Proof: Suppose $a$ were a counterexample. In particular, $a$ is not out at the initial position of the game, so player I can make an opening move $I_0$ such that II's reply $I_1$, using $\sigma$, contains $a$. Since $a$ is not out at $p=(I_0,I_1)$, player $I$ can make a move $I_2$ such that II's reply $I_3$ using $\sigma$ still contains $a$. Continuing in this fashion, we produce a play of the game such that $a$ is in all of the chosen intervals. So player I wins this play even though II used $\sigma$. That contradicts the assumption that $\sigma$ s a winning strategy for II. So Claim 2 is proved.

The two claims together show that $A$ is covered by countably many nowhere dense sets, namely the sets of out-at-$p$ points for the countably many positions $p$. So $A$ is meager.

Answer 2

Say $A\subset \omega^\omega$ (the latter representing the real numbers $R$). Then the game $G^{**}(A)$ is defined by players I and II playing natural numbers $s_0,s_1,s_2,..\in \omega$ - player I the even times and II the odd, I wins if the resulting $f:=(s_0,s_1,s_2..)\in \omega^\omega$ is in $A$ otherwise II wins (this game is essentially the same as the one u describe).
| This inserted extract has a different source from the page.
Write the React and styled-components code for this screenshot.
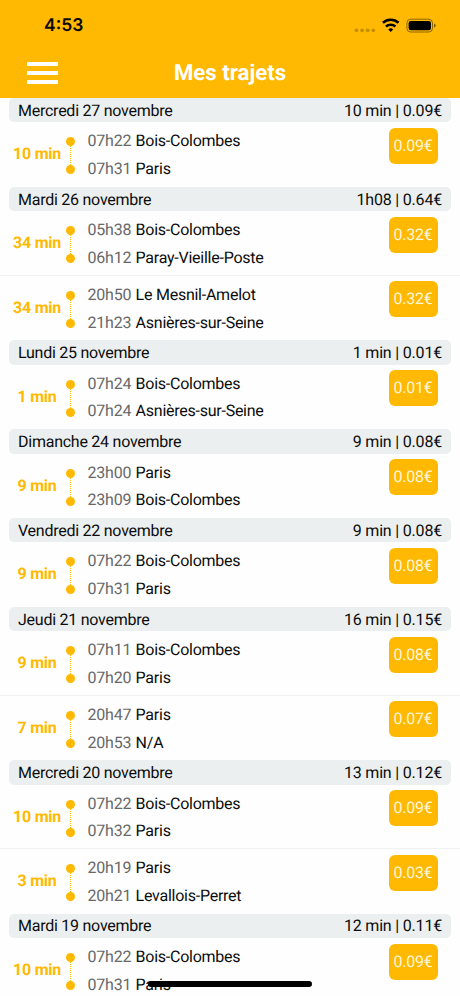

Say II has a winning strategy $\tau$, then $A$ being meager is seen like this:

For every $f\in A$ there must be some finite start sequence $u\prec f$ (with $u\in \omega^{<\omega}$) which is played according to player IIs winning strategy $\tau$ and after which $\tau$ enables player II to force that $f$ is not further followed in the game run (otherwise I would be able to win and $\tau$ would not be a winning startegy for II).

Define for each $u\in \omega^{<\omega}$ played by $\tau$ the set of all $f\in \omega^\omega$ that II can prevent after $u$: $$K_u:=\{f\in \omega^\omega| u\prec f\text{ and after } u \text{ II can force by } \tau \text{ to leave } f\}$$

Then because of what we said first $$A\subset\bigcup_{u\text{ by }\tau}K_u$$

That covering is countable since all $u\in\omega^{<\omega}$ and $\omega^{<\omega}$ is countable. The rest is to show that any such $K_u$ is nowhere dense (show that each $K_u$ is closed and contains no open subset).